Consumers of XDR want simplified visualization of complex attacks and an understanding of how they progress across a kill chain. They want advanced analytics that can detect and identify complex attacks, and they want automated response capabilities that can end attacks in progress and improvement of mean time to detect and respond (MTTD and MTTR).

As well, customers are looking to consume XDR as a business outcome, and MSSPs are in an ideal position to provide this through service offerings that integrate multiple tools and telemetry to defend the entirety of the customer attack surface.

XDR should also be addressable for a range of experience levels. The goal is to empower new analysts and help them learn how to be more effective. For more experienced analysts, automation of the mundane provides more freedom to leverage strengths and creativity to solve more complex incidents. This allows the MSSP to grow the required skill sets needed for effective defense, while growing the capabilities of less experienced analysts.

The XDR Services Opportunity

Most companies do not have the skills or resources internally to manage cybersecurity effectively, which is why MDR is key to successful XDR for customers. According to ESG, in a recent survey of almost 400 medium enterprise businesses, 50% of customers were interested in fully-managed XDR.

Most organizations can see value in combining data from multiple threat vectors to provide context and accelerate detection and response; however, most lack the expertise and tools to correlate data, often leading to the reactive elimination of point threats without understanding broad attack campaigns.

Organizations have a variety of sources of valuable data - firewall logs, EDR data, network flows, threat intelligence, email telemetry, web proxy logs, container and container orchestration log data and more. Data ingestion is a major challenge, and collecting, processing, analyzing and acting on security data across vendors and tools can be challenging. XDR must be anchored by a modern data pipeline that can collect and process security data at scale across vendors.
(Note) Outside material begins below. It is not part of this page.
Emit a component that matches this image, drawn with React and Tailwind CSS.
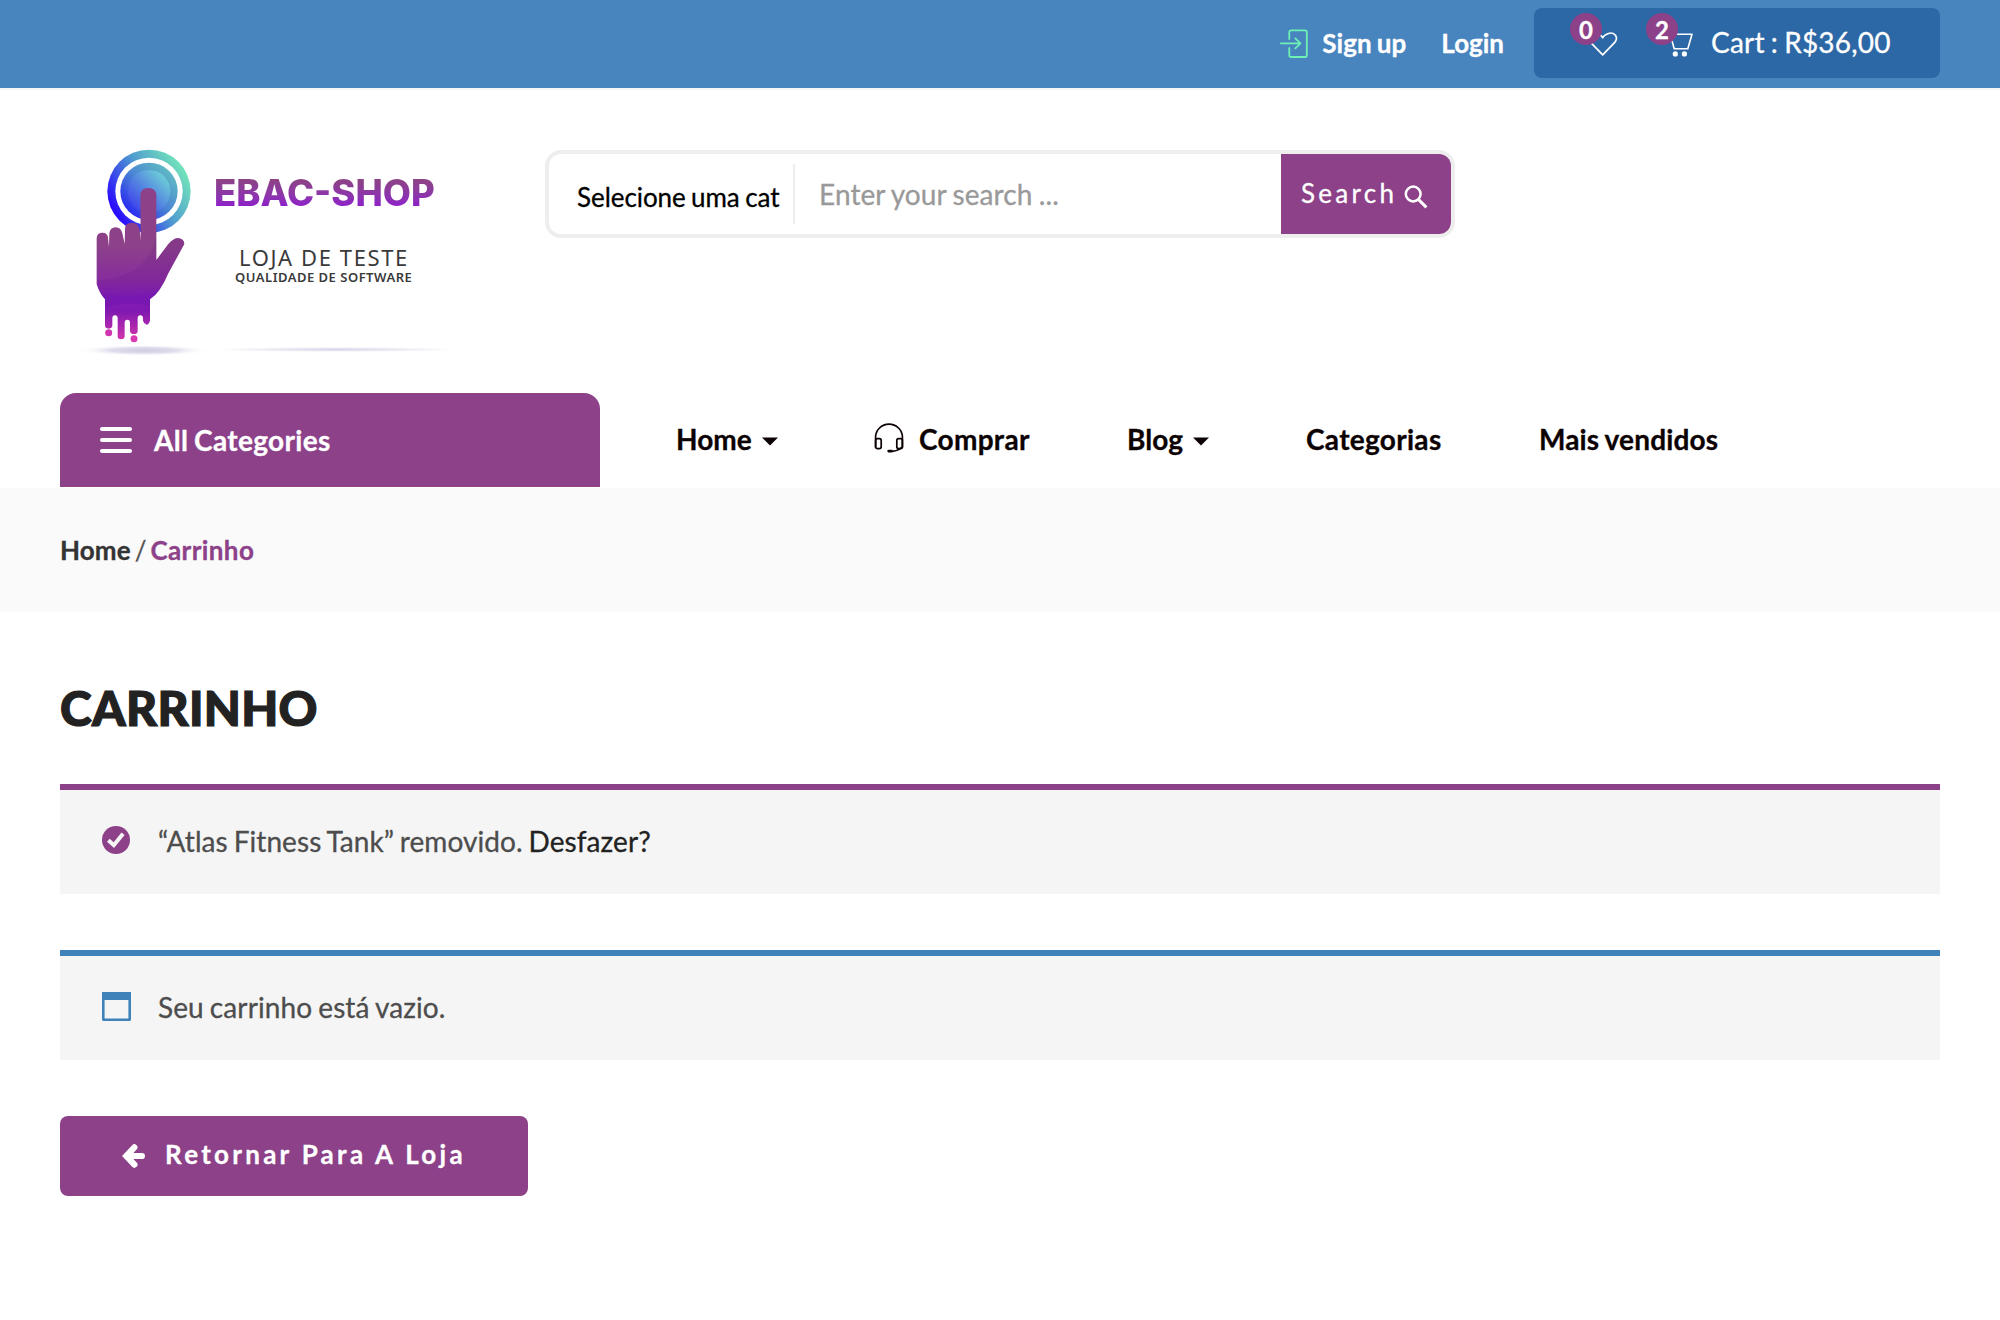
import React from "react";

function LoginIcon() {
  return (
    <svg width="28" height="30" viewBox="0 0 28 30" fill="none" stroke="#6df2b4" strokeWidth="1.8" strokeLinecap="round" strokeLinejoin="round">
      <path d="M9.3 10V3.2Q9.3 1.4 11.1 1.4H25Q26.8 1.4 26.8 3.2V26.2Q26.8 28 25 28H11.1Q9.3 28 9.3 26.2V18.8" />
      <path d="M.9 14.4H20M15.3 9.4l5.2 5-5.2 5" />
    </svg>
  );
}

function HeartIcon() {
  return (
    <svg width="28" height="28" viewBox="0 0 28 28" fill="none" stroke="#fff" strokeWidth="1.7" strokeLinejoin="round" className="overflow-visible">
      <path d="M12.7 25.8L23.8 14.4C26.8 11.2 27.2 8.6 25.6 6.4C23.8 3.9 20.4 3.7 17.8 4.7C15.2 5.7 13.6 6.6 12.7 8.8C11.8 6.6 10.2 5.7 7.6 4.7C5 3.7 1.6 3.9-.2 6.4C-1.8 8.6-1.4 11.2 1.6 14.4Z" />
    </svg>
  );
}

function CartIcon() {
  return (
    <svg width="28" height="28" viewBox="0 0 28 28" fill="none" stroke="#fff" strokeWidth="1.6" strokeLinejoin="round" strokeLinecap="round">
      <path d="M1 3h2.6l1.6 2.3H27L22.8 19.8H9.2L5.2 5.3" />
      <circle cx="10.3" cy="24.9" r="2.6" fill="#fff" stroke="none" />
      <circle cx="19.4" cy="24.9" r="2.6" fill="#fff" stroke="none" />
    </svg>
  );
}

function HeadsetIcon() {
  return (
    <svg width="30" height="30" viewBox="0 0 30 30" fill="none" stroke="#0c0203" strokeWidth="1.7" strokeLinejoin="round" strokeLinecap="round">
      <path d="M1.6 24V14.2a13.4 13 0 0 1 26.8 0V24" />
      <rect x="1.6" y="15.6" width="5.6" height="10" rx="1.8" />
      <rect x="22.8" y="15.6" width="5.6" height="10" rx="1.8" />
      <path d="M27.6 24.6q-4.6 3.6-9.6 3.7" />
      <path d="M14.6 28.1h3" strokeWidth="2.6" />
    </svg>
  );
}

function SearchIcon() {
  return (
    <svg width="24" height="24" viewBox="0 0 24 24" fill="none" stroke="#fff">
      <circle cx="9.2" cy="9" r="7.4" strokeWidth="2.5" />
      <path d="M14.4 14.4l8 8" strokeWidth="3" />
    </svg>
  );
}

function CheckIcon() {
  return (
    <svg width="28" height="28" viewBox="0 0 28 28">
      <circle cx="14" cy="14" r="14" fill="#8c4189" />
      <path d="M7.8 15.6l4 3.6 8-10" fill="none" stroke="#f5f5f5" strokeWidth="4" strokeLinecap="square" />
    </svg>
  );
}

function WindowIcon() {
  return (
    <svg width="29" height="29" viewBox="0 0 29 29">
      <path d="M0 0H29V27.6Q29 29 27.6 29H1.4Q0 29 0 27.6ZM2.6 8V26.4H26.4V8Z" fill="#3f82b9" fillRule="evenodd" />
    </svg>
  );
}

function ArrowIcon() {
  return (
    <svg width="23" height="24" viewBox="0 0 23 24" fill="none" stroke="#fff" strokeWidth="6.2" strokeLinejoin="miter">
      <path d="M12.4 3.4L4.3 12l8.1 8.6" strokeLinecap="round" />
      <path d="M5 12h14.9" strokeLinecap="round" />
    </svg>
  );
}

function HandLogo() {
  const hand =
    "M110 325Q110 308 127 308Q144 308 144 325L147 350L148 310Q150 292 167 292Q183 292 187 310L194 342L195 297Q195 278 215 278Q236 278 239 300L242 332L241 198Q241 174 265 174Q289 174 289 198V390L325 342Q340 325 352 324Q373 326 373 342L325 430Q300 490 270 508V572Q266 584 260 584Q252 582 249 572V566Q249 556 241 556Q233 556 233 566V602Q233 612 222 612Q210 612 210 602V578Q210 569 202 569Q194 569 194 578V618Q194 628 183 628Q173 628 173 618V566Q173 556 165 556Q157 556 157 566V586Q157 596 146 596Q135 596 135 586V508Q118 490 110 462Z";
  return (
    <svg width="150" height="240" viewBox="0 0 450 720">
      <defs>
        <linearGradient id="ring" x1="0.1" y1="0.75" x2="0.9" y2="0.25">
          <stop offset="0" stopColor="#2a0cff" />
          <stop offset="0.55" stopColor="#4f9bd0" />
          <stop offset="1" stopColor="#70dfbb" />
        </linearGradient>
        <linearGradient id="disk" x1="0.15" y1="0.85" x2="0.85" y2="0.15">
          <stop offset="0" stopColor="#2a2cf0" />
          <stop offset="0.5" stopColor="#4a84d4" />
          <stop offset="1" stopColor="#5fb8c4" />
        </linearGradient>
        <linearGradient id="core" x1="0.15" y1="0.85" x2="0.85" y2="0.15">
          <stop offset="0" stopColor="#4048ea" />
          <stop offset="1" stopColor="#6ccbd8" />
        </linearGradient>
        <linearGradient id="skin" gradientUnits="userSpaceOnUse" x1="0" y1="174" x2="0" y2="636">
          <stop offset="0" stopColor="#8c4189" />
          <stop offset="0.38" stopColor="#8c4189" />
          <stop offset="0.6" stopColor="#872c9f" />
          <stop offset="0.7" stopColor="#811db6" />
          <stop offset="0.8" stopColor="#8019b0" />
          <stop offset="1" stopColor="#d838ac" />
        </linearGradient>
        <radialGradient id="shade">
          <stop offset="0" stopColor="#cfcbe2" />
          <stop offset="0.5" stopColor="#e0ddec" />
          <stop offset="1" stopColor="#fff" stopOpacity="0" />
        </radialGradient>
        <clipPath id="handClip">
          <path d={hand} />
        </clipPath>
      </defs>
      <ellipse cx="250" cy="661" rx="200" ry="17" fill="url(#shade)" />
      <circle cx="267" cy="184" r="125" fill="url(#ring)" />
      <circle cx="267" cy="184" r="101" fill="#fff" />
      <circle cx="267" cy="184" r="86" fill="url(#disk)" />
      <circle cx="267" cy="184" r="64" fill="url(#core)" />
      <path d={hand} fill="url(#skin)" />
      <circle cx="146" cy="608" r="10.5" fill="#cf36b0" />
      <circle cx="222" cy="626" r="10.5" fill="#d93ab2" />
      <g clipPath="url(#handClip)">
        <path d="M289 320Q262 442 110 452V492Q220 510 290 484L390 400V300Z" fill="#5b0f8a" fillOpacity="0.14" />
        <path d="M110 488Q220 512 300 480V540Q220 500 110 540Z" fill="#5a0ca8" fillOpacity="0.22" />
      </g>
    </svg>
  );
}

function Caret() {
  return (
    <svg width="16" height="9" viewBox="0 0 16 9" className="ml-[10px] mt-[5px]">
      <path d="M0 .5H16L8 8.5Z" fill="#0c0203" />
    </svg>
  );
}

export default function App() {
  return (
    <div className="min-h-[1320px] w-[2000px] bg-white font-['Lato',sans-serif] text-[28px] leading-none text-[#4d4d4d] [-webkit-text-stroke:0.3px]">
      <header className="flex h-[90px] justify-end border-b-2 border-[#f5f5f5] bg-[#4884be] pr-[60px] text-white">
        <div className="flex h-[86px] items-center text-[26px] font-bold">
          <span className="mt-[2px]"><LoginIcon /></span>
          <span className="ml-[14px] tracking-[0.1px] [word-spacing:-1.5px]">Sign up</span>
          <span className="ml-[35px]">Login</span>
        </div>
        <div className="ml-[30px] mt-2 flex h-[70px] w-[406px] items-center rounded-lg bg-[#2d68a6] pl-[56px]">
          <div className="relative">
            <HeartIcon />
            <span className="absolute -left-[20px] -top-[16px] flex size-8 items-center justify-center rounded-full bg-[#8c4189] pt-px text-[24px] font-bold">0</span>
          </div>
          <div className="relative ml-[47px]">
            <CartIcon />
            <span className="absolute -left-[19px] -top-[16px] flex size-8 items-center justify-center rounded-full bg-[#8c4189] pt-px text-[24px] font-bold">2</span>
          </div>
          <span className="-mt-[2px] ml-[18px] tracking-[0.2px] [word-spacing:-1.2px]">Cart : R$36,00</span>
        </div>
      </header>

      <section className="flex h-[303px] pl-[60px] pt-10">
        <div className="flex h-[240px] w-[485px] [-webkit-text-stroke:0px]">
          <HandLogo />
          <div className="flex w-[250px] flex-col">
            <div className="mt-[41px] bg-linear-to-b from-[#8c4189] from-25% to-[#8e1fc8] to-80% bg-clip-text pl-[4px] font-['Inter',sans-serif] text-[36.5px] font-extrabold leading-[44px] text-transparent">EBAC-SHOP</div>
            <div className="mt-[29px] pl-[29px] font-['Noto_Sans',sans-serif] text-[22px] leading-[26px] tracking-[1.6px] text-[#3a3a3a]">LOJA DE TESTE</div>
            <div className="pl-[25px] font-['Noto_Sans',sans-serif] text-[13px] font-semibold leading-[14px] tracking-[0.5px] text-[#3a3a3a]">QUALIDADE DE SOFTWARE</div>
            <div className="ml-[6px] mt-[63px] h-[5px] w-[240px] bg-[radial-gradient(closest-side,#d6d2e6,transparent)]" />
          </div>
        </div>
        <form className="mt-5 flex h-[88px] w-[910px] items-center overflow-hidden rounded-2xl border-4 border-[#eeeeee]">
          <span className="w-[244px] whitespace-nowrap pl-[28px] pt-[5px] text-[26px] tracking-[-0.06px] text-black [word-spacing:-1.2px]">Selecione uma cat</span>
          <span className="h-[60px] w-[2px] bg-[#eeeeee]" />
          <span className="-mt-px flex-1 pl-[24px] tracking-[0.1px] text-[#999999] [word-spacing:-1px]">Enter your search ...</span>
          <span className="flex h-full w-[170px] items-center bg-[#8c4189] pl-[20px] text-white">
            <span className="-mt-[2px] text-[26px] tracking-[3.3px]">Search</span>
            <span className="ml-[7px] mt-[5px]"><SearchIcon /></span>
          </span>
        </form>
      </section>

      <nav className="flex h-[95px] pl-[60px] font-bold text-[#0c0203]">
        <div className="flex h-[94px] w-[540px] items-center rounded-t-2xl bg-[#8c4189] pl-10 text-white">
          <div className="flex w-8 flex-col gap-[7px]">
            <span className="h-1 rounded-full bg-white" />
            <span className="h-1 rounded-full bg-white" />
            <span className="h-1 rounded-full bg-white" />
          </div>
          <span className="ml-[22px] tracking-[0.35px] [word-spacing:-1.5px]">All Categories</span>
        </div>
        <div className="flex h-[91px] items-center pl-[76px]">
          <span className="flex w-[198px] items-center">Home<Caret /></span>
          <span className="flex w-[253px] items-center tracking-[0.3px]">
            <span className="-mt-[2px] mr-[15px]"><HeadsetIcon /></span>Comprar
          </span>
          <span className="flex w-[179px] items-center">Blog<Caret /></span>
          <span className="w-[233px] tracking-[0.3px]">Categorias</span>
          <span className="tracking-[0.15px] [word-spacing:-1px]">Mais vendidos</span>
        </div>
      </nav>

      <div className="flex h-[124px] items-center bg-[#fafafa] pl-[60px] text-[26px] font-bold">
        <span className="tracking-[0.1px] text-[#333333]">Home</span>
        <span className="ml-[4px] font-normal text-[#555555]">/</span>
        <span className="ml-[4px] tracking-[0.4px] text-[#8c4189]">Carrinho</span>
      </div>

      <main className="px-[60px] pt-[68px]">
        <h1 className="h-[104px] text-[48px] font-black leading-[56px] tracking-[0.3px] text-[#222222] [-webkit-text-stroke:1.2px]">CARRINHO</h1>
        <div className="flex h-[110px] items-center border-t-[6px] border-[#8c4189] bg-[#f5f5f5] pl-[42px]">
          <span className="-mt-[4px]"><CheckIcon /></span>
          <p className="-mt-[2px] ml-[28px] tracking-[0.08px] [word-spacing:-1.4px]">“Atlas Fitness Tank” removido. <span className="text-[#222222]">Desfazer?</span></p>
        </div>
        <div className="mt-14 flex h-[110px] items-center border-t-[6px] border-[#3f82b9] bg-[#f5f5f5] pl-[41.5px]">
          <span className="-mt-[3px]"><WindowIcon /></span>
          <p className="-mt-[2px] ml-[27.5px] tracking-[0.1px] [word-spacing:-1.2px]">Seu carrinho está vazio.</p>
        </div>
        <button className="mt-14 flex h-20 w-[468px] items-center rounded-lg bg-[#8c4189] pl-[62px] font-bold text-white">
          <span className="-mt-px"><ArrowIcon /></span>
          <span className="-mt-[5px] ml-[20px] text-[26px] tracking-[3.28px]">Retornar Para A Loja</span>
        </button>
      </main>
    </div>
  );
}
The top priorities driving XDR investment are improved detection of advanced threats like ransomware, supply chain attacks and use of legitimate business applications for nefarious activities. There is also a desire for increased automation of remediation tasks without involving IT Ops, and improved mean time to respond to threats.

Finally, organizations are also looking to gain better visibility into cyber-risks, especially those that could impact critical business systems and applications, and a threat detection and response tool that integrates multiple security products and threat telemetry into a unified cross-correlation response platform.

As an MSSP, this is a question that is important to come to grips with: “What is XDR to you, the security service provider?” MSSPs should focus on building a relationship with an EDR vendor with a strong XDR strategy: cloud-based with strong visualization capabilities, and an ability to correlate telemetry across the MITRE ATT&CK framework tactics, techniques, and procedures (TTPs).